EagleTribune.com, North Andover, MA

Merrimack Valley

August 25, 2013

Feast of the Three Saints celebrates 90 years in Lawrence

People come to the Feast of the Three Saints in Lawrence for many different reasons.

First and foremost, they come as an expression of devotion to the saints — Alfio, Filadelfo and Cirino. These these brothers, ranging in age from 19 to 22, faced torture and death in the third century — as their mother did before them — rather than renounce their faith in God.

Many also come to celebrate their Italian heritage — through music, language, food and the cultural activities the feast has become known for.

Yet, there’s also a third reason that many come for the feast, and that is for reunions with friends, family and former neighbors.

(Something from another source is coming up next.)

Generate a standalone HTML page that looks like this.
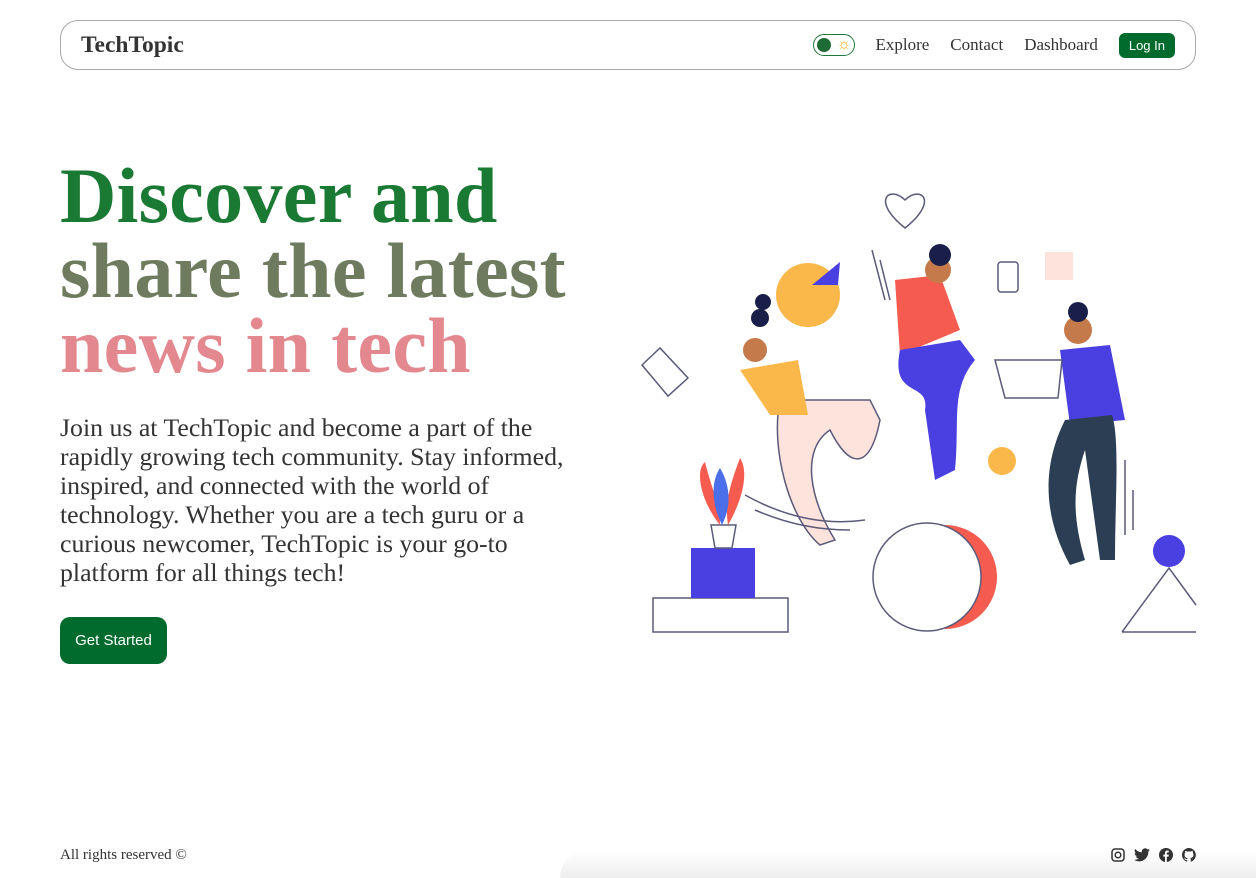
<!DOCTYPE html>
<html><head><meta charset="utf-8"><style>
*{margin:0;padding:0;box-sizing:border-box}
body{width:1256px;height:878px;background:#fff;font-family:"Liberation Serif",serif;color:#222;position:relative;overflow:hidden}
nav{position:absolute;left:60px;top:20px;width:1136px;height:50px;border:1px solid #aaa;border-radius:18px;display:flex;align-items:center;padding:0 20px}
.logo{font-size:23.5px;font-weight:bold;color:#333}
.right{margin-left:auto;display:flex;align-items:center;font-size:17px;color:#333}
.tog{width:42px;height:22px;border:1.5px solid #1f7a3a;border-radius:11px;position:relative;margin-right:20px}
.tog:before{content:"";position:absolute;left:3px;top:3px;width:14px;height:14px;border-radius:50%;background:#1f6b35}
.tog span{position:absolute;right:3px;top:0px;font-size:16px;line-height:19px;color:#f5b21a}
.right a{margin-right:21px}
.btn{background:#006b2c;color:#fff;font-family:"Liberation Sans",sans-serif;font-size:13px;padding:5px 10px;border-radius:6px}
h1{position:absolute;left:60px;top:158px;font-size:78px;line-height:75px;font-weight:bold;letter-spacing:0.3px}
.l1{color:#1a7a34}.l2{color:#6f7b5e}.l3{color:#e3888f}
p{position:absolute;left:60px;top:413px;width:535px;font-size:25.8px;line-height:29px;color:#333}
.gs{position:absolute;left:60px;top:617px;width:107px;height:47px;background:#006b2c;color:#fff;border-radius:10px;font-family:"Liberation Sans",sans-serif;font-size:15px;display:flex;align-items:center;justify-content:center}
.foot{position:absolute;left:60px;top:847px;font-size:15px;color:#333}
.icons{position:absolute;right:60px;top:848px;display:flex;gap:9px}
.fade{position:absolute;left:560px;top:850px;width:700px;height:28px;background:linear-gradient(#fff,#eee);border-radius:30px 0 0 0}
</style></head><body>
<div class="fade"></div>
<nav><div class="logo">TechTopic</div><div class="right"><div class="tog"><span>☼</span></div><a>Explore</a><a>Contact</a><a>Dashboard</a><span class="btn">Log In</span></div></nav>
<h1><span class="l1">Discover and</span><br><span class="l2">share the latest</span><br><span class="l3">news in tech</span></h1>
<p>Join us at TechTopic and become a part of the rapidly growing tech community. Stay informed, inspired, and connected with the world of technology. Whether you are a tech guru or a curious newcomer, TechTopic is your go-to platform for all things tech!</p>
<div class="gs">Get Started</div>
<svg style="position:absolute;left:640px;top:185px" width="560" height="450" viewBox="640 185 560 450" fill="none" stroke="#5a5a7a" stroke-width="1.5">
<circle cx="808" cy="295" r="32" fill="#fbb84a" stroke="none"/>
<polygon points="812,285 840,262 838,285" fill="#4a3fe0" stroke="none"/>
<rect x="1045" y="252" width="28" height="28" fill="#fde3dc" stroke="none"/>
<circle cx="1002" cy="461" r="14" fill="#fbb84a" stroke="none"/>
<path d="M905 228 C870 200 890 185 905 200 C920 185 940 200 905 228Z" fill="#fff"/>
<circle cx="945" cy="577" r="52" fill="#f55c4f" stroke="none"/>
<circle cx="927" cy="577" r="54" fill="#fff"/>
<rect x="653" y="598" width="135" height="34" fill="#fff"/>
<rect x="691" y="548" width="64" height="50" fill="#4a3fe0" stroke="none"/>
<path d="M711 525 L736 525 L732 548 L715 548Z" fill="#fff"/>
<path d="M720 525 C700 500 695 470 705 462 C712 490 720 505 720 525Z" fill="#f55c4f" stroke="none"/>
<path d="M728 525 C745 495 748 470 740 458 C728 490 725 505 728 525Z" fill="#f55c4f" stroke="none"/>
<path d="M722 525 C710 500 712 480 720 468 C730 485 732 505 722 525Z" fill="#4a6fe8" stroke="none"/>
<circle cx="1169" cy="551" r="16" fill="#4a3fe0" stroke="none"/>
<path d="M1122 632 L1169 568 L1196 605 M1122 632 L1196 632"/>
<path d="M642 365 L660 348 L688 378 L668 396Z" fill="#fff"/>
<path d="M780 400 C770 450 790 520 820 545 L835 540 C810 500 800 450 830 430 C850 470 870 470 880 420 L870 400Z" fill="#fde3dc"/>
<path d="M740 370 L798 360 L808 415 L770 415Z" fill="#fbb84a" stroke="none"/>
<circle cx="755" cy="350" r="12" fill="#c47a4a" stroke="none"/>
<circle cx="760" cy="318" r="9" fill="#1a1f4a" stroke="none"/>
<circle cx="763" cy="302" r="8" fill="#1a1f4a" stroke="none"/>
<path d="M895 280 L940 275 L960 330 L900 355Z" fill="#f55c4f" stroke="none"/>
<circle cx="938" cy="270" r="13" fill="#c47a4a" stroke="none"/>
<circle cx="940" cy="255" r="11" fill="#1a1f4a" stroke="none"/>
<path d="M900 350 C890 400 930 380 925 410 L935 480 L955 470 C960 420 950 390 975 360 L960 340Z" fill="#4a3fe0" stroke="none"/>
<rect x="998" y="262" width="20" height="30" rx="3" fill="#fff"/>
<path d="M1060 350 L1110 345 L1125 420 L1070 425Z" fill="#4a3fe0" stroke="none"/>
<circle cx="1078" cy="330" r="14" fill="#c47a4a" stroke="none"/>
<circle cx="1078" cy="312" r="10" fill="#1a1f4a" stroke="none"/>
<path d="M1065 420 C1040 470 1045 520 1070 565 L1085 560 C1070 510 1075 480 1085 450 L1100 560 L1115 560 C1115 500 1120 440 1112 415Z" fill="#2c3e54" stroke="none"/>
<path d="M995 360 L1062 360 L1058 398 L1005 398Z" fill="#fff"/>
<path d="M745 495 C790 520 830 525 865 520 M755 510 C790 525 820 530 850 530 M1125 460 L1125 535 M1133 490 L1133 530 M872 250 L885 300 M880 260 L890 300"/>
</svg>
<div class="foot">All rights reserved ©</div>
<div class="icons">
<svg width="14" height="14" viewBox="0 0 14 14" fill="none" stroke="#333" stroke-width="1.5"><rect x="1" y="1" width="12" height="12" rx="3"/><circle cx="7" cy="7" r="2.8"/></svg>
<svg width="16" height="14" viewBox="0 0 24 20" fill="#333"><path d="M24 2.4a10 10 0 0 1-2.8.8A5 5 0 0 0 23.3.4a10 10 0 0 1-3.1 1.2A4.9 4.9 0 0 0 11.8 6 14 14 0 0 1 1.7.9a4.9 4.9 0 0 0 1.5 6.6A4.9 4.9 0 0 1 1 6.9 4.9 4.9 0 0 0 4.9 11.8a5 5 0 0 1-2.2.1 4.9 4.9 0 0 0 4.6 3.4A9.9 9.9 0 0 1 0 17.3 14 14 0 0 0 7.5 19.5c9.1 0 14-7.5 14-14v-.6A10 10 0 0 0 24 2.4z"/></svg>
<svg width="14" height="14" viewBox="0 0 14 14"><circle cx="7" cy="7" r="7" fill="#333"/><path d="M7.8 14V8.6h1.7l.3-2H7.8V5.4c0-.6.2-1 1-1h1V2.6a12 12 0 0 0-1.5-.1C6.9 2.5 6 3.4 6 5v1.6H4.3v2H6V14z" fill="#fff"/></svg>
<svg width="14" height="14" viewBox="0 0 16 16" fill="#333"><path d="M8 0a8 8 0 0 0-2.5 15.6c.4.1.5-.2.5-.4v-1.4c-2.2.5-2.7-1-2.7-1-.4-.9-.9-1.2-.9-1.2-.7-.5.1-.5.1-.5.8.1 1.2.8 1.2.8.7 1.2 1.9.9 2.3.7.1-.5.3-.9.5-1.1-1.8-.2-3.6-.9-3.6-4 0-.9.3-1.6.8-2.1-.1-.2-.4-1 .1-2.1 0 0 .7-.2 2.2.8a7.5 7.5 0 0 1 4 0c1.5-1 2.2-.8 2.2-.8.4 1.1.2 1.9.1 2.1.5.6.8 1.3.8 2.1 0 3.1-1.9 3.7-3.6 3.9.3.3.5.8.5 1.5v2.2c0 .2.1.5.6.4A8 8 0 0 0 8 0z"/></svg>
</div>
</body></html>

It’s a giant block party for people who used to see each other every day.

Thus, tens of thousands are expected on Labor Day weekend for the latest Feast of the Three Saints, the 90th in Lawrence.

The Feast traces its roots to Sicily, the region where these three young men lived and died and where many miracles were credited to them after their deaths.

For centuries, Sicilians have held religious festivals honoring the three saints. When Sicilians began to emigrate around the turn of the last century, they brought the tradition of the feast with them — to places as diverse as Lawrence, Nebraska and even Australia.

Those immigrants who came to Lawrence founded the Sts. Alfio, Filadelfo and Cirino Society, better known as the St. Alfio Society, in the early 1920s. Then, the society served as a social welfare organization, helping Italians in tough times, as well as organizing he Feast of the Three Saints.

Today, the society continues to help a variety of local charities, as well as organize the feast every year.

And 90 years after the first feast, you will still hear these words during the torchlight parade and the procession with the saints (always in Italian):

:Con vera fede: With true faith.

Con il tutto cuore: With all your heart.

Viva Sant’Alfio: Long live St. Alfio.